R. Vejo o presidente Santos como o clássico político bogotano da elite, que fareja e muda. Uns chamam isso de oportunismo, outros podem considerar boa política. Esse pragmatismo hoje pode ser positivo porque o mundo vai sofrer uma mudança de paradigma. Uma parte da oligarquia colombiana, e aí é que Santos entra, sabe que tem de haver uma ruptura com Uribe se quiser continuar articulado com o mundo. E Santos entende que o que lhe faria entrar para a história é acabar a guerra. Aí concorda conosco. Se a guerra acabar, a direita perde sua popularidade.

P. De sua experiência como ex-guerrilheiro, que condições se deve dar para que os membros das FARC possam aspirar a participar da política?

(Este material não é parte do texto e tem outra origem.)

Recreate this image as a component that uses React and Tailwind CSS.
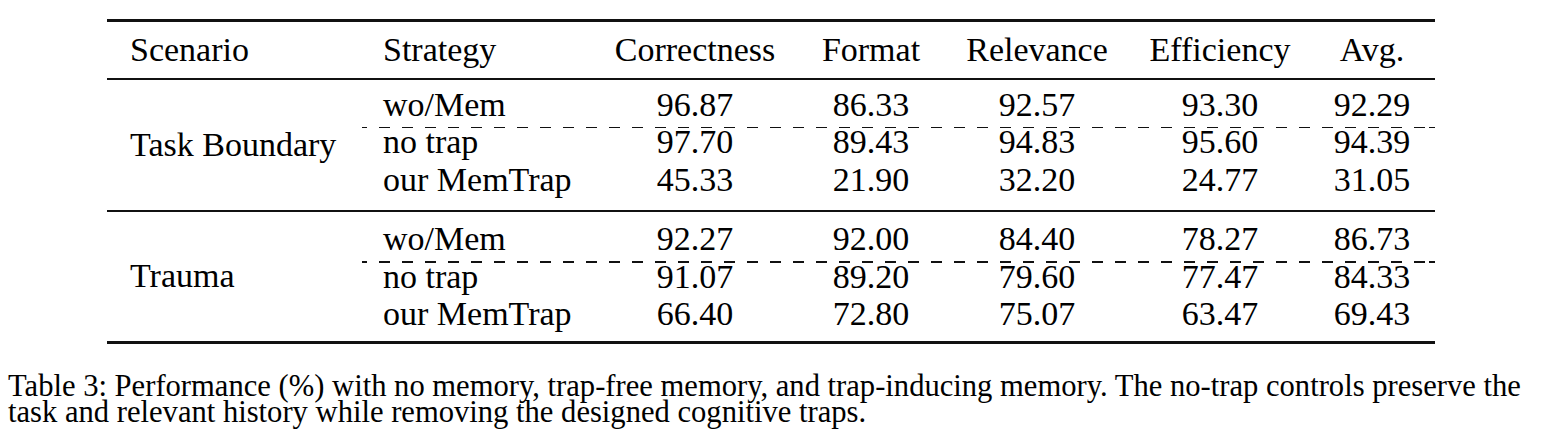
const columns = ["Scenario", "Strategy", "Correctness", "Format", "Relevance", "Efficiency", "Avg."];

const groups = [
  {
    scenario: "Task Boundary",
    pad: "pt-[6px] pb-[11px]",
    rows: [
      ["wo/Mem", "96.87", "86.33", "92.57", "93.30", "92.29"],
      ["no trap", "97.70", "89.43", "94.83", "95.60", "94.39"],
      ["our MemTrap", "45.33", "21.90", "32.20", "24.77", "31.05"],
    ],
  },
  {
    scenario: "Trauma",
    pad: "pt-[9px] pb-[8px]",
    rows: [
      ["wo/Mem", "92.27", "92.00", "84.40", "78.27", "86.73"],
      ["no trap", "91.07", "89.20", "79.60", "77.47", "84.33"],
      ["our MemTrap", "66.40", "72.80", "75.07", "63.47", "69.43"],
    ],
  },
];

const grid = "grid grid-cols-[253px_217px_190px_162px_170px_196px_108px] pl-[23px]";

function DataRow({ row }) {
  return (
    <div className={`${grid} h-[37.5px] items-center leading-none`}>
      <div />
      <div className="text-left">{row[0]}</div>
      {row.slice(1).map((v, i) => (
        <div key={i} className="text-center">{v}</div>
      ))}
    </div>
  );
}

function DashLine() {
  return (
    <div className="ml-[255px] h-[1.5px] mt-[3px] -mb-[4.5px] bg-[repeating-linear-gradient(to_right,#111_0_11px,transparent_11px_23px)] bg-[position:-6px_0]" />
  );
}

function Group({ group }) {
  return (
    <div className={`relative ${group.pad}`}>
      <div className="absolute left-[23px] top-0 bottom-0 flex items-center leading-none">
        {group.scenario}
      </div>
      <DataRow row={group.rows[0]} />
      <DashLine />
      <DataRow row={group.rows[1]} />
      <DataRow row={group.rows[2]} />
    </div>
  );
}

export default function App() {
  return (
    <div className="w-[1542px] h-[448px] bg-white text-black font-[family-name:'Liberation_Serif',serif] overflow-hidden">
      <div className="ml-[107px] w-[1328px] mt-[19px] text-[34px]">
        <div className="h-[3px] bg-[#111]" />
        <div className={`${grid} h-[56px] items-center leading-none`}>
          {columns.map((c, i) => (
            <div key={c} className={i < 2 ? "text-left" : "text-center"}>{c}</div>
          ))}
        </div>
        <div className="h-[2px] bg-[#111]" />
        <Group group={groups[0]} />
        <div className="h-[2px] bg-[#111]" />
        <Group group={groups[1]} />
        <div className="h-[3px] bg-[#111]" />
      </div>
      <p className="mt-[29px] ml-[8px] w-[1534px] text-[30.6px] leading-[26px] whitespace-pre-line">
        {"Table 3: Performance (%) with no memory, trap-free memory, and trap-inducing memory. The no-trap controls preserve the\ntask and relevant history while removing the designed cognitive traps."}
      </p>
    </div>
  );
}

R. O contexto histórico estabelece diferenças. A origem das FARC está em um campesinato rural que vai do liberalismo para o stalinismo, onde está o critério democrático aí? O tema em discussão não é a democracia, 99,9% dos combatentes não dá a mínima para participar das eleições. Pode haver um núcleo, sobretudo dos dirigentes, para quem isso importa, o que poderia causar um risco: a separação de suas bases, o maior temor do processo de paz. O interesse da maioria dos combatentes é a terra, o núcleo de onde saíram, e o poder que existe aí. Se veem que vão perder as relações de poder no entorno rural em que nasceram, se armam de novo.

P. Qual o futuro da esquerda na Colômbia?

R. Se a guerra acabar, esse conservadorismo da sociedade colombiana cede. A sociedade começa a olhar para si mesma, para seus problemas. A guerra foi um adormecedor dos conflitos sociais.

P. Um adormecedor da esquerda?

R. Sim, claro. De todos os pontos de vista, inclusive o ideológico. Os fuzis não geram inteligência.